I took a bus to the Nara National Museum instead of trying to walk there - it's only about a kilometer, but I was already footsore enough. There was no wait for admittance, so going late on opening day of the exhibition worked out nicely, especially since they had extended hours.  I still had to queue to see things, but that's normal, and frankly,  there's something pretty nice about how much interest the Japanese have in their history.

Note: In 756 CE, the Emperor of Japan died. His Empress donated his favorite things to Todaiji Temple in Nara in a series of bequests beginning in the year he passed. Over 9000 objects and more than a millennia later, the Imperial Household and the Nara National Museum get together each year and decide which artifacts will be displayed to the public that fall. This year's exhibition included beautifully carved ivory rulers, furniture, fittings and beads from what survives of the "crowns" worn by the Emperor and Empress, a belt covered with lapis lazuli plates, ornate boxes, a set of beautiful paintings, furniture, documents, and other artifacts. Well worth seeing, and I'm glad I could fit it in.

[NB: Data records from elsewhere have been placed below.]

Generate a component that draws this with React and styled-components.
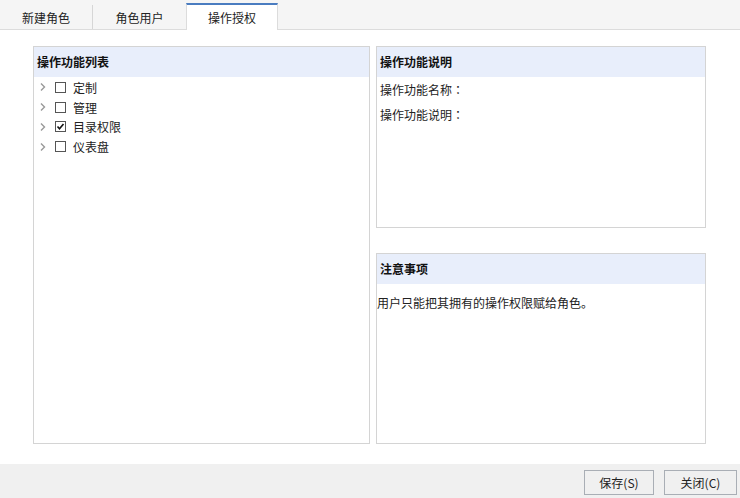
import React from "react";
import styled, { createGlobalStyle } from "styled-components";

const Global = createGlobalStyle`
  html, body { margin: 0; padding: 0; background: #fff; }
  body {
    font-family: "Noto Sans CJK SC", "Microsoft YaHei", "Noto Sans", sans-serif;
    font-size: 12px;
    color: #222;
  }
`;

const Page = styled.div`
  width: 740px;
  height: 498px;
  display: flex;
  flex-direction: column;
  overflow: hidden;
`;

const TabBar = styled.div`
  height: 29px;
  background: #f5f5f5;
  border-bottom: 1px solid #dcdcdc;
  display: flex;
  align-items: flex-end;
`;

const Tab = styled.div`
  width: ${(p) => p.$w}px;
  height: ${(p) => (p.$active ? 27 : 24)}px;
  box-sizing: border-box;
  display: flex;
  align-items: center;
  justify-content: center;
  font-size: 12px;
  color: #222;
  margin-bottom: ${(p) => (p.$active ? -1 : 0)}px;
  background: ${(p) => (p.$active ? "#fff" : "transparent")};
  border-top: ${(p) => (p.$active ? "2px solid #4a7cc0" : "none")};
  border-left: ${(p) => (p.$active ? "1px solid #dcdcdc" : "none")};
  border-right: ${(p) => (p.$active ? "1px solid #dcdcdc" : p.$sep ? "1px solid #d6d6d6" : "none")};
  padding-top: ${(p) => (p.$active ? 0 : 2)}px;
`;

const Body = styled.div`
  display: flex;
  gap: 6px;
  padding: 16px 0 0 33px;
  height: 418px;
  box-sizing: border-box;
`;

const Panel = styled.div`
  width: ${(p) => p.$w}px;
  height: ${(p) => p.$h}px;
  box-sizing: border-box;
  border: 1px solid #d4d4d4;
  background: #fff;
`;

const Column = styled.div`
  display: flex;
  flex-direction: column;
  gap: 25px;
`;

const PanelHeader = styled.div`
  height: 30px;
  background: #e8eefb;
  display: flex;
  align-items: center;
  padding-left: 3px;
  font-weight: bold;
  font-size: 12px;
  color: #111;
`;

const Tree = styled.div`
  padding-top: 1px;
  display: flex;
  flex-direction: column;
`;

const TreeRow = styled.div`
  height: 19.7px;
  display: flex;
  align-items: center;
  padding-left: 5px;
`;

const Arrow = styled.svg`
  width: 8px;
  height: 10px;
  margin-right: 8px;
`;

const Box = styled.div`
  width: 11px;
  height: 11px;
  box-sizing: border-box;
  border: 1px solid #555;
  background: #fff;
  margin-right: 7px;
  display: flex;
  align-items: center;
  justify-content: center;
`;

const Label = styled.span`
  font-size: 12px;
  color: #222;
`;

const InfoLine = styled.div`
  height: 25px;
  display: flex;
  align-items: center;
  padding-left: 3px;
  color: #222;
`;

const Colon = styled.span`
  font-family: "Noto Sans CJK TC", "Noto Sans CJK SC", sans-serif;
`;

const NoteText = styled.div`
  padding-top: 10px;
  color: #222;
`;

const Spacer = styled.div`
  height: 21px;
`;

const Footer = styled.div`
  height: 34px;
  background: #f0f0f0;
  display: flex;
  justify-content: flex-end;
  align-items: flex-start;
  padding: 6px 3px 0 0;
  gap: 10px;
  box-sizing: border-box;
`;

const Button = styled.button`
  width: ${(p) => p.$w}px;
  height: 25px;
  box-sizing: border-box;
  border: 1px solid #a9aeb5;
  background: #f0f0f0;
  font-family: inherit;
  font-size: 12px;
  color: #222;
  padding: 0;
`;

const items = [
  { label: "定制", checked: false },
  { label: "管理", checked: false },
  { label: "目录权限", checked: true },
  { label: "仪表盘", checked: false },
];

export default function App() {
  return (
    <Page>
      <Global />
      <TabBar>
        <Tab $w={93} $sep>新建角色</Tab>
        <Tab $w={93}>角色用户</Tab>
        <Tab $w={92} $active>操作授权</Tab>
      </TabBar>
      <Body>
        <Panel $w={337} $h={398}>
          <PanelHeader>操作功能列表</PanelHeader>
          <Tree>
            {items.map((it) => (
              <TreeRow key={it.label}>
                <Arrow viewBox="0 0 8 10">
                  <path d="M2 1.5 L5.5 5 L2 8.5" fill="none" stroke="#999" strokeWidth="1.4" />
                </Arrow>
                <Box>
                  {it.checked && (
                    <svg width="9" height="9" viewBox="0 0 9 9">
                      <path d="M1.5 4.5 L3.5 6.8 L7.5 2" fill="none" stroke="#111" strokeWidth="1.6" />
                    </svg>
                  )}
                </Box>
                <Label>{it.label}</Label>
              </TreeRow>
            ))}
          </Tree>
        </Panel>
        <Column>
          <Panel $w={330} $h={182}>
            <PanelHeader>操作功能说明</PanelHeader>
            <InfoLine>操作功能名称<Colon>：</Colon></InfoLine>
            <InfoLine>操作功能说明<Colon>：</Colon></InfoLine>
          </Panel>
          <Panel $w={330} $h={191}>
            <PanelHeader>注意事项</PanelHeader>
            <NoteText>用户只能把其拥有的操作权限赋给角色。</NoteText>
          </Panel>
        </Column>
      </Body>
      <Spacer />
      <Footer>
        <Button $w={70}>保存(S)</Button>
        <Button $w={73}>关闭(C)</Button>
      </Footer>
    </Page>
  );
}
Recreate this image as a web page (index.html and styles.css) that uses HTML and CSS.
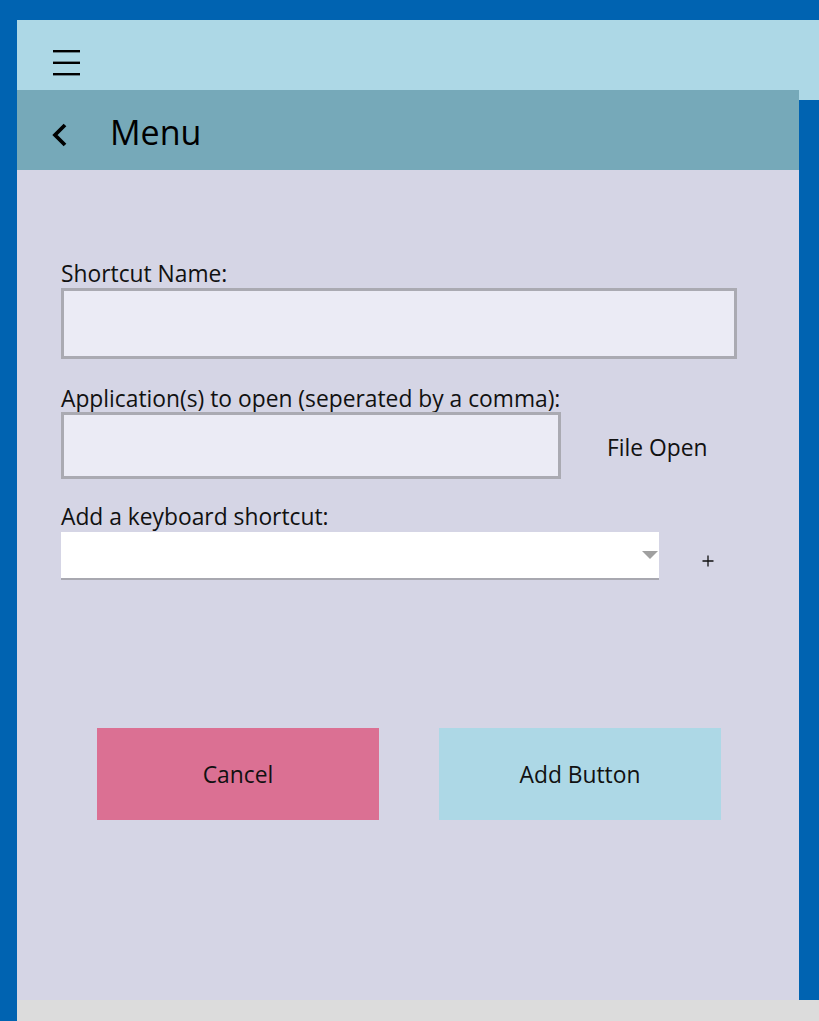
FILE: index.html
```html
<!DOCTYPE html>
<html>
<head>
<meta charset="utf-8">
<link rel="stylesheet" href="styles.css">
</head>
<body>
<div class="app">
  <div class="topbar">
    <svg class="hamburger" width="28" height="26" viewBox="0 0 28 26">
      <rect x="0" y="0" width="27" height="2.4" fill="#000"/>
      <rect x="0" y="11.6" width="27" height="2.4" fill="#000"/>
      <rect x="0" y="23" width="27" height="2.4" fill="#000"/>
    </svg>
  </div>
  <div class="pane">
    <div class="pane-header">
      <svg class="back" width="17" height="24" viewBox="0 0 17 24">
        <path d="M14 2 L4 12 L14 22" fill="none" stroke="#000" stroke-width="3.8"/>
      </svg>
      <span class="title">Menu</span>
    </div>
    <div class="form">
      <label class="label l1">Shortcut Name:</label>
      <div class="textbox tb1"></div>
      <label class="label l2">Application(s) to open (seperated by a comma):</label>
      <div class="row">
        <div class="textbox tb2"></div>
        <span class="file-open">File Open</span>
      </div>
      <label class="label l3">Add a keyboard shortcut:</label>
      <div class="row">
        <div class="combo">
          <svg class="arrow" width="16" height="8" viewBox="0 0 16 8">
            <polygon points="0,0 16,0 8,8" fill="#A0A0A0"/>
          </svg>
        </div>
        <svg class="plus" width="12" height="12" viewBox="0 0 12 12">
          <path d="M6 0.5 V11.5 M0.5 6 H11.5" stroke="#111" stroke-width="1.3"/>
        </svg>
      </div>
      <div class="buttons">
        <div class="btn cancel">Cancel</div>
        <div class="btn add">Add Button</div>
      </div>
    </div>
  </div>
  <div class="bottombar"></div>
</div>
</body>
</html>
```

FILE: styles.css
```css
html, body {
  margin: 0;
  padding: 0;
}
body {
  background: #0063B1;
  font-family: "Open Sans", "Noto Sans", sans-serif;
  color: #111;
  height: 1021px;
  overflow: hidden;
}
.app {
  display: flex;
  flex-direction: column;
  height: 1021px;
  padding: 20px 0 0 17px;
  box-sizing: border-box;
}
.topbar {
  height: 80px;
  flex: 0 0 80px;
  background: #ADD8E6;
  display: flex;
  align-items: flex-start;
  box-sizing: border-box;
  padding: 30px 0 0 36px;
}
.hamburger {
  display: block;
}
.pane {
  margin-top: -10px;
  width: 782px;
  flex: 0 0 910px;
  background: #D5D5E5;
  display: flex;
  flex-direction: column;
}
.pane-header {
  height: 80px;
  flex: 0 0 80px;
  background: #76A9B9;
  display: flex;
  align-items: center;
  box-sizing: border-box;
  padding-left: 34px;
}
.back {
  display: block;
  margin-top: 10px;
}
.title {
  margin-left: 42px;
  font-size: 34px;
  line-height: 40px;
  color: #000;
  margin-top: 4px;
}
.form {
  display: flex;
  flex-direction: column;
  padding: 92px 62px 0 44px;
}
.label {
  display: block;
  font-size: 22.8px;
  line-height: 24px;
  height: 24px;
  margin-left: 0;
  white-space: nowrap;
}
.l1 { margin-bottom: 2px; }
.l2 { margin-top: 28px; margin-bottom: 1px; }
.l3 { margin-top: 26px; margin-bottom: 3px; }
.textbox {
  background: #EBEBF5;
  border: 3px solid #AAAAB2;
  box-sizing: border-box;
}
.tb1 {
  height: 71px;
  width: 676px;
}
.row {
  display: flex;
  align-items: center;
}
.tb2 {
  width: 500px;
  height: 67px;
}
.file-open {
  font-size: 22.8px;
  margin-left: 46px;
  margin-top: 3px;
  white-space: nowrap;
}
.combo {
  width: 598px;
  height: 48px;
  background: #fff;
  border-bottom: 2px solid #A8A8B0;
  box-sizing: border-box;
  display: flex;
  align-items: center;
  justify-content: flex-end;
}
.arrow {
  display: block;
  margin-right: 1px;
  margin-top: 0px;
}
.plus {
  display: block;
  margin-left: 43px;
  margin-top: 9px;
}
.buttons {
  display: flex;
  gap: 60px;
  margin-top: 148px;
  padding-left: 36px;
}
.btn {
  width: 282px;
  height: 92px;
  display: flex;
  align-items: center;
  justify-content: center;
  font-size: 22.8px;
  color: #111;
}
.cancel {
  background: #DB7093;
}
.add {
  background: #ADD8E6;
}
.bottombar {
  flex: 1 1 auto;
  background: #DCDCDC;
}
```
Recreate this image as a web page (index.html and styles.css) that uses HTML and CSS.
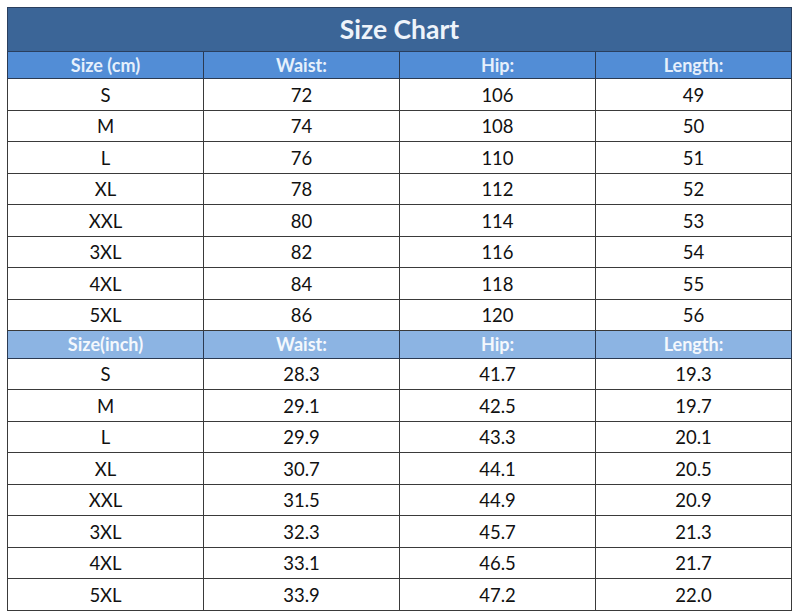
FILE: index.html
```html
<!DOCTYPE html>
<html>
<head>
<meta charset="utf-8">
<link rel="stylesheet" href="styles.css">
</head>
<body>
<table class="chart">
  <thead>
    <tr><th class="title" colspan="4">Size Chart</th></tr>
  </thead>
  <tbody>
    <tr class="head"><td>Size (cm)</td><td>Waist:</td><td>Hip:</td><td>Length:</td></tr>
    <tr><td>S</td><td>72</td><td>106</td><td>49</td></tr>
    <tr><td>M</td><td>74</td><td>108</td><td>50</td></tr>
    <tr><td>L</td><td>76</td><td>110</td><td>51</td></tr>
    <tr><td>XL</td><td>78</td><td>112</td><td>52</td></tr>
    <tr><td>XXL</td><td>80</td><td>114</td><td>53</td></tr>
    <tr><td>3XL</td><td>82</td><td>116</td><td>54</td></tr>
    <tr><td>4XL</td><td>84</td><td>118</td><td>55</td></tr>
    <tr><td>5XL</td><td>86</td><td>120</td><td>56</td></tr>
    <tr class="head light"><td>Size(inch)</td><td>Waist:</td><td>Hip:</td><td>Length:</td></tr>
    <tr><td>S</td><td>28.3</td><td>41.7</td><td>19.3</td></tr>
    <tr><td>M</td><td>29.1</td><td>42.5</td><td>19.7</td></tr>
    <tr><td>L</td><td>29.9</td><td>43.3</td><td>20.1</td></tr>
    <tr><td>XL</td><td>30.7</td><td>44.1</td><td>20.5</td></tr>
    <tr><td>XXL</td><td>31.5</td><td>44.9</td><td>20.9</td></tr>
    <tr><td>3XL</td><td>32.3</td><td>45.7</td><td>21.3</td></tr>
    <tr><td>4XL</td><td>33.1</td><td>46.5</td><td>21.7</td></tr>
    <tr><td>5XL</td><td>33.9</td><td>47.2</td><td>22.0</td></tr>
  </tbody>
</table>
</body>
</html>
```
FILE: styles.css
```css
html, body {
  margin: 0;
  padding: 0;
  background: #ffffff;
}
body {
  padding: 7px 2px 0 7px;
  font-family: Lato, "Open Sans", sans-serif;
}
.chart {
  border-collapse: collapse;
  width: 785px;
  table-layout: fixed;
  color: #111;
}
.chart td, .chart th {
  border: 1.5px solid #3a3a3a;
  text-align: center;
  padding: 1px 0 0;
  font-size: 18.5px;
  line-height: 20px;
  font-weight: 400;
  height: 29.5px;
}
.chart .title {
  background: #3b6597;
  color: #eef3fa;
  font-size: 26.5px;
  line-height: 30px;
  font-weight: 700;
  padding: 0;
  height: 42.5px;
  border-color: #2a3f5e;
}
.chart .head td {
  background: #528dd6;
  color: #e6f0fc;
  font-weight: 700;
  padding: 0;
  height: 26.5px;
  font-size: 18px;
  border-color: #2b3a52;
}
.chart .head.light td {
  background: #8cb4e3;
  color: #f4f8fd;
}
```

On the off chance that it might be lit up, I figured I'd walk up to Todaiji. It was not - I jumped about a foot when one of the sika deer who roam loose through parts of the area let out this noise. Even realizing what it was, it's unnerving on a dark street.

I was tired enough that a walk around the neighborhood near the train station left me unable to decide where I wanted to eat. I grabbed another convenience store sandwich and ate it at the hostel.

There are two French women in the room with me. One of them has finally shut up and gone to brush her teeth, so maybe sleep will happen.

I took some Advil. Tomorrow's Ise. The train takes a little under two hours, and again, I'm staying someplace near the train station, so getting around shouldn't be crazy if I pace myself.